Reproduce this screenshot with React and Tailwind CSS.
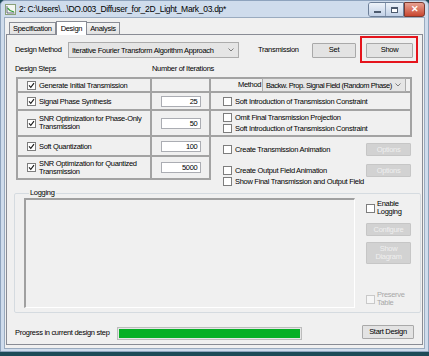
import React from 'react';

function Check({ checked, disabled }) {
    return (
        <span className={`w-[9px] h-[9px] border flex items-center justify-center shrink-0 ${disabled ? 'border-[#c9c9c9] bg-[#f6f6f6]' : 'border-[#7d7d7d] bg-white'}`}>
            {checked && (
                <svg width="7" height="7" viewBox="0 0 7 7">
                    <path d="M1 3.4 L2.8 5.4 L6 1.2" stroke="#1a1a1a" strokeWidth="1.1" fill="none" />
                </svg>
            )}
        </span>
    );
}

function CheckRow({ label, checked, disabled, className = '' }) {
    return (
        <div className={`flex items-center gap-[3px] ${className}`}>
            <Check checked={checked} disabled={disabled} />
            <span className={`leading-[9px] whitespace-nowrap ${disabled ? 'text-[#a8a8a8]' : ''}`}>{label}</span>
        </div>
    );
}

function Btn({ children, disabled, className = '' }) {
    return (
        <div className={`border flex items-center justify-center text-center leading-[8px] rounded-[1px] ${disabled ? 'border-[#c6c6c6] bg-[#d2d2d2] text-[#efefef]' : 'border-[#a9a9a9] bg-[#e3e3e3] text-black'} ${className}`}>
            {children}
        </div>
    );
}

function Combo({ text, className = '', textClass = '' }) {
    return (
        <div className={`flex items-center border border-[#acacac] bg-[#e5e5e5] pl-[3px] pr-[4px] shrink-0 ${className}`}>
            <span className={`flex-1 min-w-0 whitespace-nowrap overflow-hidden leading-[9px] ${textClass}`}>{text}</span>
            <svg width="6" height="4" viewBox="0 0 6 4" className="shrink-0 ml-[2px]">
                <path d="M0.5 0.5 L3 3 L5.5 0.5" stroke="#707070" strokeWidth="0.9" fill="none" />
            </svg>
        </div>
    );
}

function NumBox({ value }) {
    return (
        <div className="w-[40px] h-[11px] bg-white border border-[#abadb3] flex items-center justify-end pr-[2px] leading-[9px]">
            {value}
        </div>
    );
}

export default function App() {
    const cellL = 'border-l-2 border-r-2 border-b-2 border-[#a3a3a3]';
    const cellM = 'border-r-2 border-b-2 border-[#a3a3a3] flex items-center justify-center';
    const cellR = 'border-r-2 border-b-2 border-[#a3a3a3]';

    return (
        <div className="w-[429px] h-[356px] bg-[#1d4a57] overflow-hidden font-['Liberation_Sans',Arial,sans-serif] text-[7.5px] tracking-[-0.3px] text-black">
            <div className="h-[352px] bg-[#cfdcec] border border-[#8ea3bd] rounded-t-[5px] flex flex-col px-[3px] pb-[2px]">
                {/* Title bar */}
                <div className="h-[16px] flex items-center shrink-0">
                    <svg width="11" height="11" viewBox="0 0 11 11" className="ml-[1px]">
                        <rect x="0.5" y="0.5" width="10" height="10" fill="#f4f7f2" stroke="#8aa07a" />
                        <path d="M2 2 L2 9 L9.5 9" stroke="#446" strokeWidth="0.8" fill="none" />
                        <path d="M2.5 4 L5 6.5 L9 8" stroke="#2f9a35" strokeWidth="1.1" fill="none" />
                    </svg>
                    <span className="ml-[3px] text-[8.5px] leading-none">2: C:\Users\...\DO.003_Diffuser_for_2D_Light_Mark_03.dp*</span>
                    <div className="ml-auto flex items-start self-start mt-[1px]">
                        <div className="flex border border-[#6d7f98] rounded-l-[3px] overflow-hidden">
                            <div className="w-[17px] h-[13px] bg-gradient-to-b from-[#eef3fa] to-[#c2d1e6] flex items-end justify-center pb-[3px] border-r border-[#8a9bb3]">
                                <span className="w-[7px] h-[2px] bg-white border border-[#4c5a6e]" />
                            </div>
                            <div className="w-[17px] h-[13px] bg-gradient-to-b from-[#eef3fa] to-[#c2d1e6] flex items-center justify-center">
                                <span className="w-[7px] h-[6px] border border-[#4c5a6e] border-t-2 bg-white" />
                            </div>
                        </div>
                        <div className="w-[21px] h-[15px] bg-gradient-to-b from-[#e7a091] to-[#c8452f] border border-[#7a3a30] rounded-r-[3px] flex items-center justify-center text-white text-[9px] font-bold leading-none tracking-normal">
                            ✕
                        </div>
                    </div>
                </div>

                {/* Client area */}
                <div className="flex-1 bg-[#f0f0f0] border border-[#9aabbf] flex flex-col pt-[2px] px-[1px] pb-[3px]">
                    {/* Tabs */}
                    <div className="flex items-end h-[14px] pl-[3px] shrink-0">
                        <div className="h-[12px] px-[3px] border border-b-0 border-[#898c95] bg-gradient-to-b from-[#f3f3f3] to-[#e1e1e1] flex items-center leading-none">Specification</div>
                        <div className="h-[14px] px-[4px] border border-b-0 border-[#898c95] bg-white flex items-center leading-none relative top-[1px] z-10">Design</div>
                        <div className="h-[12px] px-[3px] border border-b-0 border-l-0 border-[#898c95] bg-gradient-to-b from-[#f3f3f3] to-[#e1e1e1] flex items-center leading-none">Analysis</div>
                    </div>

                    {/* Tab page */}
                    <div className="flex-1 border border-[#898c95] bg-[#f0f0f0] pl-[8px] flex flex-col">
                        {/* Design method row */}
                        <div className="flex items-center h-[16px] mt-[7px]">
                            <span className="w-[53px] leading-none whitespace-nowrap">Design Method</span>
                            <Combo text="Iterative Fourier Transform Algorithm Approach" className="w-[171px] h-[16px]" />
                            <span className="ml-[19px] w-[54px] leading-none">Transmission</span>
                            <Btn className="w-[44px] h-[15px]">Set</Btn>
                            <div className="relative ml-[10px]">
                                <Btn className="w-[47px] h-[15px]">Show</Btn>
                                <div className="absolute left-[-6px] top-[-7px] right-[-5px] bottom-[-5px] border-2 border-[#e5141c]" />
                            </div>
                        </div>

                        {/* Column headers */}
                        <div className="flex items-center h-[10px] mt-[6px]">
                            <span className="w-[137px] leading-none">Design Steps</span>
                            <span className="leading-none">Number of Iterations</span>
                        </div>

                        {/* Steps table */}
                        <div className="grid grid-cols-[136px_59px_201px] grid-rows-[16px_18px_26px_20px_23px] mt-[3px] ml-[1px]">
                            <div className={`${cellL} border-t-2 flex items-center pl-[9px]`}>
                                <CheckRow checked label="Generate Initial Transmission" />
                            </div>
                            <div className={`${cellM} border-t-2`} />
                            <div className={`${cellR} border-t-2 flex items-center pl-[27px]`}>
                                <span className="leading-none w-[24px] whitespace-nowrap">Method</span>
                                <Combo text="Backw. Prop. Signal Field (Random Phase)" className="w-[144px] h-[14px] pl-[2px]" textClass="tracking-[-0.45px]" />
                            </div>

                            <div className={`${cellL} flex items-center pl-[9px]`}>
                                <CheckRow checked label="Signal Phase Synthesis" />
                            </div>
                            <div className={cellM}><NumBox value="25" /></div>
                            <div className={`${cellR} flex items-center pl-[12px]`}>
                                <CheckRow label="Soft Introduction of Transmission Constraint" />
                            </div>

                            <div className={`${cellL} flex items-center pl-[9px]`}>
                                <div className="flex items-center gap-[3px]">
                                    <Check checked />
                                    <span className="leading-[8px] whitespace-nowrap">SNR Optimization for Phase-Only<br />Transmission</span>
                                </div>
                            </div>
                            <div className={cellM}><NumBox value="50" /></div>
                            <div className={`${cellR} flex flex-col justify-center gap-[2px] pl-[12px]`}>
                                <CheckRow label="Omit Final Transmission Projection" />
                                <CheckRow label="Soft Introduction of Transmission Constraint" />
                            </div>

                            <div className={`${cellL} flex items-center pl-[9px]`}>
                                <CheckRow checked label="Soft Quantization" />
                            </div>
                            <div className={cellM}><NumBox value="100" /></div>
                            <div className="row-span-2 flex flex-col pl-[12px] pt-[6px]">
                                <div className="flex items-center h-[13px]">
                                    <CheckRow label="Create Transmission Animation" className="flex-1" />
                                    <Btn disabled className="w-[45px] h-[13px] mr-[1px]">Options</Btn>
                                </div>
                                <div className="flex items-center h-[13px] mt-[8px]">
                                    <CheckRow label="Create Output Field Animation" className="flex-1" />
                                    <Btn disabled className="w-[45px] h-[13px] mr-[1px]">Options</Btn>
                                </div>
                                <div className="flex items-center h-[10px]">
                                    <CheckRow label="Show Final Transmission and Output Field" />
                                </div>
                            </div>

                            <div className={`${cellL} flex items-center pl-[9px]`}>
                                <div className="flex items-center gap-[3px]">
                                    <Check checked />
                                    <span className="leading-[8px] whitespace-nowrap">SNR Optimization for Quantized<br />Transmission</span>
                                </div>
                            </div>
                            <div className={cellM}><NumBox value="5000" /></div>
                        </div>

                        {/* Logging group */}
                        <fieldset className="border border-[#d5dbe0] rounded-[2px] w-[407px] ml-[-1px] mt-[8px] pl-[9px] pb-[4px] flex">
                            <legend className="ml-[5px] px-[1px] leading-[10px]">Logging</legend>
                            <div className="flex w-full">
                                <div className="w-[331px] h-[110px] border-t-2 border-l-2 border-t-[#a0a0a0] border-l-[#a0a0a0] border-b border-r border-b-white border-r-white bg-[#f0f0f0]" />
                                <div className="ml-[11px] w-[46px] flex flex-col">
                                    <div className="flex items-center gap-[2px] mt-[2px]">
                                        <Check />
                                        <span className="leading-[8px]">Enable<br />Logging</span>
                                    </div>
                                    <Btn disabled className="w-[45px] h-[13px] mt-[7px]">Configure</Btn>
                                    <Btn disabled className="w-[45px] h-[22px] mt-[6px]">Show<br />Diagram</Btn>
                                    <div className="flex items-center gap-[2px] mt-auto mb-[1px]">
                                        <Check disabled />
                                        <span className="leading-[8px] text-[#a8a8a8]">Preserve<br />Table</span>
                                    </div>
                                </div>
                            </div>
                        </fieldset>

                        {/* Progress row */}
                        <div className="flex items-start mt-[12px]">
                            <span className="w-[102px] mt-[4px] leading-none whitespace-nowrap">Progress in current design step</span>
                            <div className="w-[185px] h-[13px] mt-[2px] border border-[#bcbcbc] bg-[#e6e6e6] p-[1px]">
                                <div className="h-full w-full bg-[#06b025]" />
                            </div>
                            <Btn className="ml-[60px] w-[52px] h-[14px]">Start Design</Btn>
                        </div>
                    </div>
                </div>
            </div>
        </div>
    );
}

+ + + + + + +

With all pictures left out, please transcribe exactly the lines from the start of the material through the line with "import React from 'react';".

Reproduce this screenshot with React and Tailwind CSS.
import React from 'react';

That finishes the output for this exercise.